Sometimes you end up with things that aren’t thefts, but just stupid misunderstandings. You may have the treasurer who thinks he does a lot of work for the department and it is reasonable to get paid $100 here or there, and not fully understanding that that is theft. Part of it is educating people on what constitutes theft, what they can and cannot do.
The best is to create a culture of honesty, where you can say the way we do business is we don’t lie, cheat, steal. The rumor you don’t have to investigate is the best kind.
Once a theft is suspected, what are the best steps to take?
Absolute step one is be sure you really have a theft. If it is a mismanagement of funds or embezzlement, you may want to bring in an accountant to make sure something really happened. If you have a large amount of money or complicated books, it may appear that something is missing when it isn’t.
Once you establish there is a theft, call in law enforcement. At that point, the whole picture is going to change significantly. A lot will depend on what happens in the course of the law-enforcement investigation.
When a theft has occurred, how much information do you communicate to the members about the incident?
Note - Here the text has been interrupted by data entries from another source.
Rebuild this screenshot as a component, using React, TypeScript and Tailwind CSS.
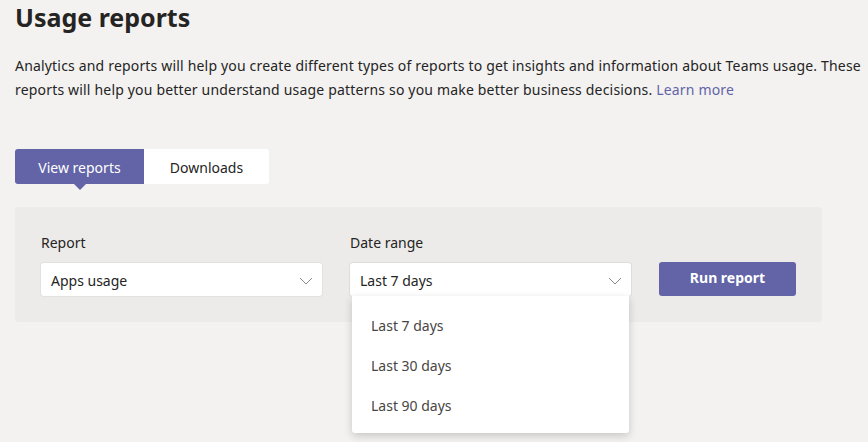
import React, { useState } from 'react';

const font = "font-['Segoe_UI','Noto_Sans','Open_Sans',sans-serif]";

const Chevron = () => (
  <svg width="14" height="8" viewBox="0 0 14 8" fill="none" className="shrink-0">
    <polyline points="1,1 7,7 13,1" stroke="#8a8886" strokeWidth="1" />
  </svg>
);

const ranges = ['Last 7 days', 'Last 30 days', 'Last 90 days'];

export default function App() {
  const [tab, setTab] = useState<'view' | 'downloads'>('view');
  const [range, setRange] = useState('Last 7 days');

  return (
    <div className={`min-h-screen bg-[#f3f2f1] px-[15px] pt-[1px] text-[#252423] ${font}`}>
      <h1 className="text-[25px] leading-[32px] font-bold">Usage reports</h1>

      <p className="mt-[21px] w-[853px] text-[14px] leading-[24px] tracking-[0.18px]">
        Analytics and reports will help you create different types of reports to get insights and information about Teams usage. These
        reports will help you better understand usage patterns so you make better business decisions.{' '}
        <a className="text-[#6264a7]">Learn more</a>
      </p>

      {/* Tabs */}
      <div className="mt-[47px] flex">
        <button
          onClick={() => setTab('view')}
          className={`relative h-[35px] w-[129px] rounded-l-[3px] pt-[1px] text-[14px] ${
            tab === 'view' ? 'bg-[#6264a7] text-white' : 'bg-white text-[#252423]'
          }`}
        >
          View reports
          {tab === 'view' && (
            <span className="absolute left-1/2 top-full -translate-x-1/2 border-x-[6px] border-t-[6px] border-x-transparent border-t-[#6264a7]" />
          )}
        </button>
        <button
          onClick={() => setTab('downloads')}
          className={`h-[35px] w-[125px] rounded-r-[3px] pt-[1px] text-[14px] ${
            tab === 'downloads' ? 'bg-[#6264a7] text-white' : 'bg-white text-[#252423]'
          }`}
        >
          Downloads
        </button>
      </div>

      {/* Panel */}
      <div className="mt-[23px] w-[807px] rounded-[3px] bg-[#edebe9] px-[26px] pt-[26px] pb-[26px]">
        <div className="flex items-end gap-[28px]">
          <div>
            <div className="text-[14px] leading-[20px] text-[#252423]">Report</div>
            <div className="mt-[10px] flex h-[33px] w-[281px] items-center justify-between rounded-[3px] bg-white pt-[2px] pl-[10px] pr-[9px] text-[14px] shadow-[0_0_0_1px_rgba(0,0,0,0.04)]">
              <span>Apps usage</span>
              <Chevron />
            </div>
          </div>

          <div className="relative">
            <div className="text-[14px] leading-[20px] text-[#252423]">Date range</div>
            <div className="mt-[10px] flex h-[33px] w-[281px] items-center justify-between rounded-[3px] bg-white pt-[2px] pl-[10px] pr-[9px] text-[14px] shadow-[0_0_0_1px_rgba(0,0,0,0.06)]">
              <span>{range}</span>
              <Chevron />
            </div>
            <ul className="absolute left-[2px] right-[2px] top-full z-10 rounded-b-[3px] bg-white pt-[9px] pb-[8px] shadow-[0_3px_8px_rgba(0,0,0,0.18)]">
              {ranges.map((r) => (
                <li
                  key={r}
                  onClick={() => setRange(r)}
                  className="flex h-[40px] items-center pl-[19px] text-[14px] text-[#484644]"
                >
                  {r}
                </li>
              ))}
            </ul>
          </div>

          <button className="h-[34px] w-[137px] rounded-[3px] bg-[#6264a7] pb-[4px] text-[14px] font-bold text-white">
            Run report
          </button>
        </div>
      </div>
    </div>
  );
}
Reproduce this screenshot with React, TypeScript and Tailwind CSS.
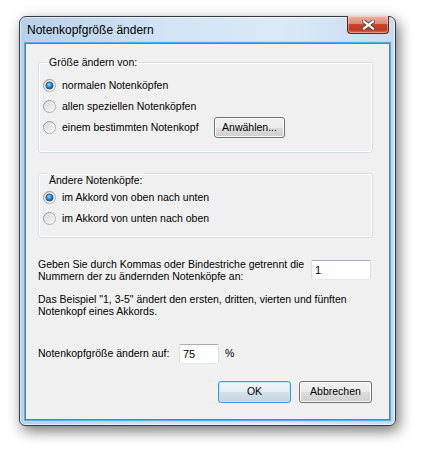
import type { ReactNode } from 'react';

const font = "font-['Liberation_Sans',Arial,sans-serif]";

function Radio({ checked }: { checked?: boolean }) {
  const id = checked ? 'rc' : 'ru';
  return (
    <svg width="13" height="13" viewBox="0 0 13 13" className="shrink-0">
      <defs>
        <linearGradient id={`${id}-ring`} x1="0" y1="0" x2="1" y2="1">
          <stop offset="0" stopColor="#8b8b8b" />
          <stop offset="1" stopColor="#b9b9b9" />
        </linearGradient>
        <linearGradient id={`${id}-fill`} x1="0" y1="0" x2="1" y2="1">
          <stop offset="0" stopColor="#d2d2d2" />
          <stop offset="1" stopColor="#fbfbfb" />
        </linearGradient>
        <radialGradient id={`${id}-dot`} cx="0.42" cy="0.38" r="0.7">
          <stop offset="0" stopColor="#9ee0ff" />
          <stop offset="0.45" stopColor="#2f8fd6" />
          <stop offset="1" stopColor="#0b3f7a" />
        </radialGradient>
      </defs>
      <circle cx="6.5" cy="6.5" r="6" fill={`url(#${id}-fill)`} stroke={`url(#${id}-ring)`} strokeWidth="1" />
      <circle cx="6.5" cy="6.5" r="4.6" fill="none" stroke="#ffffff" strokeOpacity="0.6" strokeWidth="0.8" />
      {checked && <circle cx="6.5" cy="6.5" r="3.6" fill={`url(#${id}-dot)`} stroke="#1a4f86" strokeWidth="0.8" />}
    </svg>
  );
}

function Button({ children, width, primary }: { children: ReactNode; width: string; primary?: boolean }) {
  return (
    <button
      className={`${width} flex h-[22px] items-center justify-center rounded-[3px] border text-[10.5px] text-black ${
        primary
          ? 'border-[#3c9ad6] bg-[linear-gradient(to_bottom,#f0f6fa_0%,#e4eef5_50%,#d2e0ea_50%,#c4d6e2_100%)] shadow-[inset_0_0_0_1px_#c0e6fb]'
          : 'border-[#707070] bg-[linear-gradient(to_bottom,#f2f2f2_0%,#ebebeb_50%,#dddddd_50%,#cfcfcf_100%)] shadow-[inset_0_0_0_1px_#fcfcfc]'
      }`}
    >
      {children}
    </button>
  );
}

function TextBox({ value, width }: { value: string; width: string }) {
  return (
    <div
      className={`${width} flex h-[20px] shrink-0 items-center rounded-[2px] border border-t-[#abadb3] border-l-[#dbdfe6] border-r-[#dbdfe6] border-b-[#e3e9ef] bg-white pl-[3px] text-[11px]`}
    >
      {value}
    </div>
  );
}

function Row({ checked, children }: { checked?: boolean; children: ReactNode }) {
  return (
    <div className="flex h-[21px] items-center gap-[6px]">
      <Radio checked={checked} />
      {children}
    </div>
  );
}

export default function App() {
  return (
    <div className={`h-[454px] w-[424px] bg-white pl-[19px] pt-[16px] text-black ${font}`}>
      <div className="flex h-[410px] w-[377px] flex-col rounded-t-[7px] rounded-b-[6px] border border-[#343c46] bg-[linear-gradient(to_right,#b7d0eb,#d3e4f5_40%,#dce9f7_70%,#c8dcf1)] shadow-[3px_5px_14px_rgba(0,0,0,0.55),inset_0_0_0_1px_rgba(255,255,255,0.55)]">
        <div className="flex h-[26px] shrink-0 items-start justify-between pl-[7px] pr-[6px]">
          <span className="self-center text-[12px] leading-[14px]">Notenkopfgröße ändern</span>
          <div className="-mt-px flex h-[18px] w-[42px] items-center justify-center rounded-b-[4px] border border-t-0 border-[#5e2318] bg-[linear-gradient(to_bottom,#ebb4a5_0%,#dd8a74_45%,#c9452b_50%,#bf3a1f_80%,#dc6d4f_100%)] shadow-[inset_0_0_0_1px_rgba(255,255,255,0.35)]">
            <svg width="13" height="10" viewBox="0 0 13 10">
              <path d="M2 1.5 L11 8.5 M11 1.5 L2 8.5" stroke="#4a4a4a" strokeWidth="4" strokeLinecap="square" />
              <path d="M2 1.5 L11 8.5 M11 1.5 L2 8.5" stroke="#ffffff" strokeWidth="2.2" strokeLinecap="square" />
            </svg>
          </div>
        </div>

        <div className="mx-[5px] flex h-[377px] flex-col border border-[#6f7b88] bg-[#f0f0f0] pl-[12px] text-[10.5px] shadow-[0_0_0_1px_#4fb0ef,0_0_0_2px_#b4dbf6]">
          <fieldset className="mt-[12px] w-[335px] rounded-[3px] border border-[#d5dfe5] pb-[14px] pl-[4px] pt-[6px] shadow-[inset_0_0_0_1px_#ffffff]">
            <legend className="ml-[4px] px-[2px] leading-[13px]">Größe ändern von:</legend>
            <Row checked>
              <span>normalen Notenköpfen</span>
            </Row>
            <Row>
              <span>allen speziellen Notenköpfen</span>
            </Row>
            <Row>
              <span className="w-[146px]">einem bestimmten Notenkopf</span>
              <Button width="w-[71px] !h-[21px]">Anwählen...</Button>
            </Row>
          </fieldset>

          <fieldset className="mt-[6px] w-[335px] rounded-[3px] border border-[#d5dfe5] pb-[8px] pl-[4px] pt-0 shadow-[inset_0_0_0_1px_#ffffff]">
            <legend className="ml-[4px] px-[2px] pt-[15px] leading-[13px]">Ändere Notenköpfe:</legend>
            <Row checked>
              <span>im Akkord von oben nach unten</span>
            </Row>
            <Row>
              <span>im Akkord von unten nach oben</span>
            </Row>
          </fieldset>

          <div className="mt-[20px] flex items-center">
            <p className="w-[273px] leading-[12px]">
              Geben Sie durch Kommas oder Bindestriche getrennt die
              <br />
              Nummern der zu ändernden Notenköpfe an:
            </p>
            <TextBox value="1" width="w-[60px]" />
          </div>

          <p className="mt-[11px] leading-[12px]">
            Das Beispiel "1, 3-5" ändert den ersten, dritten, vierten und fünften
            <br />
            Notenkopf eines Akkords.
          </p>

          <div className="mt-[27px] flex h-[20px] items-center">
            <span className="w-[141px]">Notenkopfgröße ändern auf:</span>
            <TextBox value="75" width="w-[40px]" />
            <span className="ml-[6px]">%</span>
          </div>

          <div className="mt-[17px] flex justify-end gap-[8px] pr-[17px]">
            <Button width="w-[73px]" primary>
              OK
            </Button>
            <Button width="w-[73px]">Abbrechen</Button>
          </div>
        </div>
      </div>
    </div>
  );
}
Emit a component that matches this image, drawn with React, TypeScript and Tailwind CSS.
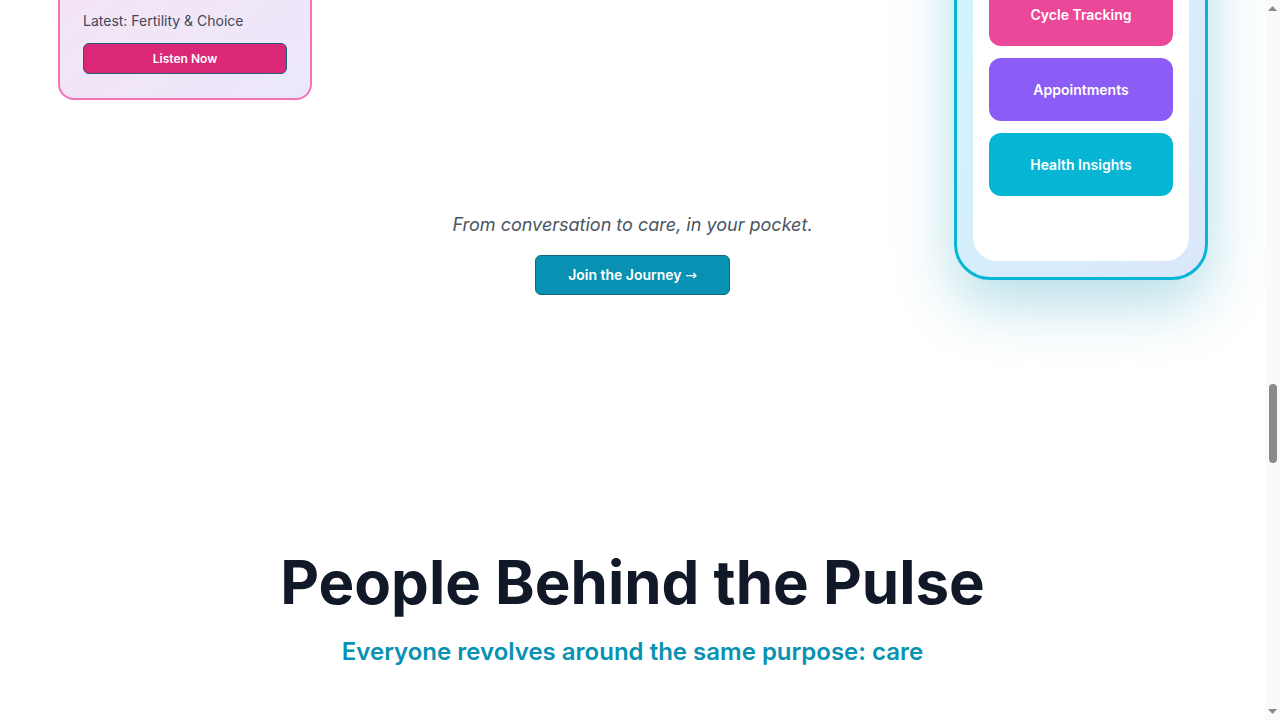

Once you call the sheriff’s department and say, “I think I have a theft,” the second call you make is to your attorney. How you handle things from there on is going to get really touchy. What’s likely to happen is that you’re going to place the suspect on some sort of suspension. You probably are not going to be able to tell the department much, if anything, about what is happening other than an investigation is ongoing. What you can tell people and when, isn’t going to be controlled by you. It will be controlled by either law enforcement or the prosecutor.